WHAT TO PRODUCE:
Only lines with the string "index" matter here; gather them from the material below.

——

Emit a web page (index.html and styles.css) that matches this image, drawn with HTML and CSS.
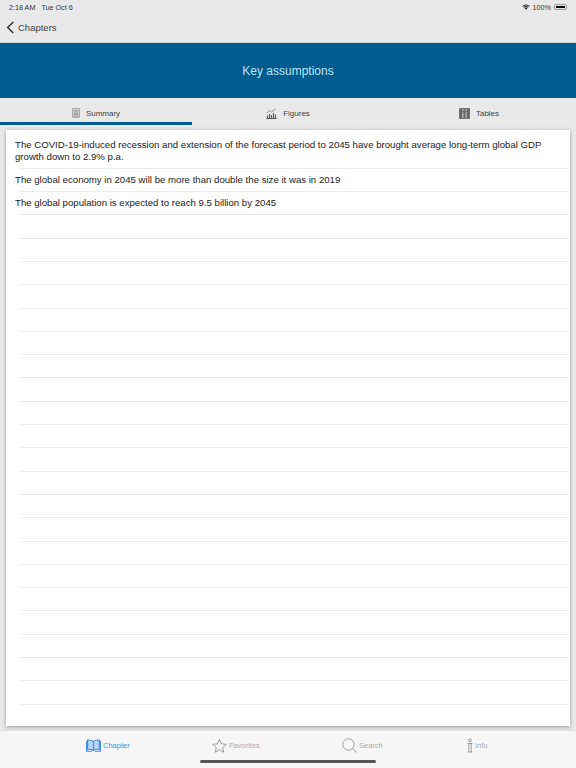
FILE: index.html
```html
<!DOCTYPE html>
<html>

	<head>
		<meta charset="UTF-8">
		<title>Key assumptions</title>
		<link rel="stylesheet" href="styles.css">
	</head>

	<body>
		<div class="page">
			<div class="status">
				<span>2:18 AM</span>
				<span class="status-date">Tue Oct 6</span>
				<span class="status-right">
					<svg class="wifi" viewBox="0 0 12 9"><path d="M6 8.6 3.9 6.4a3 3 0 0 1 4.2 0zM3.2 5.7 2.2 4.7a5.4 5.4 0 0 1 7.6 0l-1 1a4 4 0 0 0-5.6 0zM1.5 4 .4 2.9a8 8 0 0 1 11.2 0L10.5 4a6.4 6.4 0 0 0-9 0z"/></svg>
					<span>100%</span>
					<span class="battery"><i></i></span>
				</span>
			</div>
			<div class="nav">
				<svg class="back" viewBox="0 0 9 14"><path d="M7.5 1 1.5 7l6 6"/></svg>
				<span>Chapters</span>
			</div>
			<div class="hero">Key assumptions</div>
			<div class="tabs">
				<div class="tab active">
					<svg class="tab-icon" viewBox="0 0 10 12"><path class="doc" d="M.8.6h8.4v10.8H.8z"/><path d="M2.2 3h5.6M2.2 4.7h5.6M2.2 6.4h5.6M2.2 8.1h5.6M2.2 9.8h5.6"/></svg>
					<span>Summary</span>
				</div>
				<div class="tab">
					<svg class="tab-icon wide" viewBox="0 0 11 11"><path class="bars" d="M.5 10.5h10M1.5 10V7.5M3.5 10V6M5.5 10V7M7.5 10V5M9.5 10V6.5"/><path d="M1 5l2.5-2.5 2 1.5L9.500 1"/></svg>
					<span>Figures</span>
				</div>
				<div class="tab tables">
					<svg class="tab-icon wide" viewBox="0 0 10 10"><path class="fill" d="M.5.5h9v9h-9z"/><path class="cut" d="M3.5 1v2M3.5 4v5M6.5 1v2M6.5 4v5"/></svg>
					<span>Tables</span>
				</div>
			</div>
			<div class="card">
				<div class="row first">The COVID-19-induced recession and extension of the forecast period to 2045 have brought average long-term global GDP growth down to 2.9% p.a.</div>
				<div class="row">The global economy in 2045 will be more than double the size it was in 2019</div>
				<div class="row">The global population is expected to reach 9.5 billion by 2045</div>
				<div class="row"></div>
				<div class="row"></div>
				<div class="row"></div>
				<div class="row"></div>
				<div class="row"></div>
				<div class="row"></div>
				<div class="row"></div>
				<div class="row"></div>
				<div class="row"></div>
				<div class="row"></div>
				<div class="row"></div>
				<div class="row"></div>
				<div class="row"></div>
				<div class="row"></div>
				<div class="row"></div>
				<div class="row"></div>
				<div class="row"></div>
				<div class="row"></div>
				<div class="row"></div>
				<div class="row"></div>
				<div class="row"></div>
			</div>
			<div class="footer">
				<div class="foot-item on">
					<svg class="foot-icon" viewBox="0 0 15 13"><path class="book" d="M7.5 2.6C6.2 1.3 4 .9 1.6 1.1v9.2c2.4-.2 4.6.2 5.9 1.3 1.3-1.1 3.5-1.5 5.9-1.3V1.1C11 .9 8.8 1.3 7.5 2.6z"/><path d="M7.5 2.6v9M1.6 2.5H.6v9.8h5.4M13.4 2.5h1v9.8H9"/></svg>
					<span>Chapter</span>
				</div>
				<div class="foot-item">
					<svg class="foot-icon" viewBox="0 0 15 14"><path d="M7.5.9l2 4.4 4.8.5-3.6 3.2 1 4.7-4.2-2.4-4.2 2.4 1-4.7L.7 5.8l4.8-.5z"/></svg>
					<span>Favorites</span>
				</div>
				<div class="foot-item">
					<svg class="foot-icon" viewBox="0 0 15 15"><circle cx="6.5" cy="6.5" r="5.7"/><path d="M10.7 10.7 14.5 14.5"/></svg>
					<span>Search</span>
				</div>
				<div class="foot-item">
					<svg class="foot-icon slim" viewBox="0 0 6 14"><circle cx="3" cy="1.8" r="1.4"/><path d="M.6 5h4.8M.6 13.5h4.8M1.8 5v8.5M4.2 5v8.5"/></svg>
					<span>Info</span>
				</div>
			</div>
			<div class="home-bar"></div>
		</div>
	</body>

</html>
```

FILE: styles.css
```css
* {
	margin: 0;
	padding: 0;
	box-sizing: border-box;
}

html,
body {
	height: 100%;
}

body {
	font-family: "Liberation Sans", Arial, sans-serif;
	color: #222;
	overflow: hidden;
}

.page {
	position: relative;
	width: 576px;
	height: 768px;
	display: flex;
	flex-direction: column;
	background-color: #e9e9e9;
}

.status {
	height: 14px;
	display: flex;
	align-items: center;
	padding: 0 9px;
	font-size: 7.2px;
	color: #333;
}

.status-date {
	margin-left: 6px;
}

.status-right {
	margin-left: auto;
	display: flex;
	align-items: center;
	gap: 3px;
}

.wifi {
	width: 8px;
	height: 6px;
	fill: #222;
}

.battery {
	width: 13px;
	height: 6px;
	padding: 1px;
	border: 1px solid #999;
	border-radius: 2px;
	display: block;
}

.battery i {
	display: block;
	height: 100%;
	background-color: #000;
}

.nav {
	height: 28px;
	display: flex;
	align-items: center;
	padding: 0 0 1px 6px;
	gap: 3px;
	font-size: 9.5px;
	color: #444;
}

.back {
	width: 9px;
	height: 13px;
	fill: none;
	stroke: #333;
	stroke-width: 1.6;
}

.hero {
	height: 56px;
	display: flex;
	align-items: center;
	justify-content: center;
	background-color: #005b8f;
	color: #bfe3f5;
	font-size: 12px;
	border-top: 1px solid #cfdbe3;
}

.tabs {
	height: 27px;
	display: grid;
	grid-template-columns: repeat(3, 1fr);
}

.tab {
	display: flex;
	align-items: center;
	justify-content: center;
	gap: 6px;
	padding-top: 6px;
	font-size: 8px;
	color: #444;
	border-bottom: 3px solid transparent;
}

.tab.active {
	border-bottom-color: #005b8f;
}

.tab.tables {
	padding-right: 2px;
}

.tab-icon {
	width: 8px;
	height: 10px;
	fill: none;
	stroke: #777;
	stroke-width: 0.8;
}

.tab-icon.wide {
	width: 11px;
	height: 11px;
}

.tab-icon .doc {
	fill: #ddd;
}

.tab-icon .bars {
	stroke: #555;
	stroke-width: 1.1;
}

.tab-icon .fill {
	fill: #666;
	stroke: #666;
}

.tab-icon .cut {
	stroke: #e9e9e9;
}

.card {
	flex: 1;
	margin: 5px 6px 4px;
	padding-top: 5px;
	background-color: #fff;
	box-shadow: 0 1px 4px rgba(0, 0, 0, 0.35);
	display: flex;
	flex-direction: column;
}

.row {
	position: relative;
	height: 23.3px;
	padding: 0 18px 1px 9px;
	display: flex;
	align-items: center;
	font-size: 9.65px;
	line-height: 12px;
	color: #222;
}

.row::after {
	content: "";
	position: absolute;
	left: 14px;
	right: 2px;
	bottom: 0;
	height: 1px;
	background-color: #ececec;
}

.row.first {
	height: 33.8px;
	padding-bottom: 2px;
}

.footer {
	height: 38px;
	display: grid;
	grid-template-columns: 126px 130px 125px 60px;
	align-items: center;
	padding: 0 0 8px 86px;
	background-color: #f6f6f6;
	border-top: 1px solid #e2e2e2;
}

.foot-item {
	display: flex;
	align-items: center;
	gap: 2px;
	font-size: 7.5px;
	color: #aaa;
}

.foot-icon {
	width: 15px;
	height: 15px;
	fill: none;
	stroke: #888;
	stroke-width: 0.8;
}

.foot-icon.slim {
	width: 6px;
}

.foot-item.on {
	color: #4a90e2;
}

.foot-item.on .foot-icon {
	stroke: #3b8ae6;
	stroke-width: 1.1;
}

.foot-icon .book {
	fill: #b5d4f7;
}

.home-bar {
	position: absolute;
	left: 200px;
	bottom: 5px;
	width: 176px;
	height: 3px;
	border-radius: 2px;
	background-color: #555;
}
```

——

TASK RESULT:
Emit a web page (index.html and styles.css) that matches this image, drawn with HTML and CSS.
FILE: index.html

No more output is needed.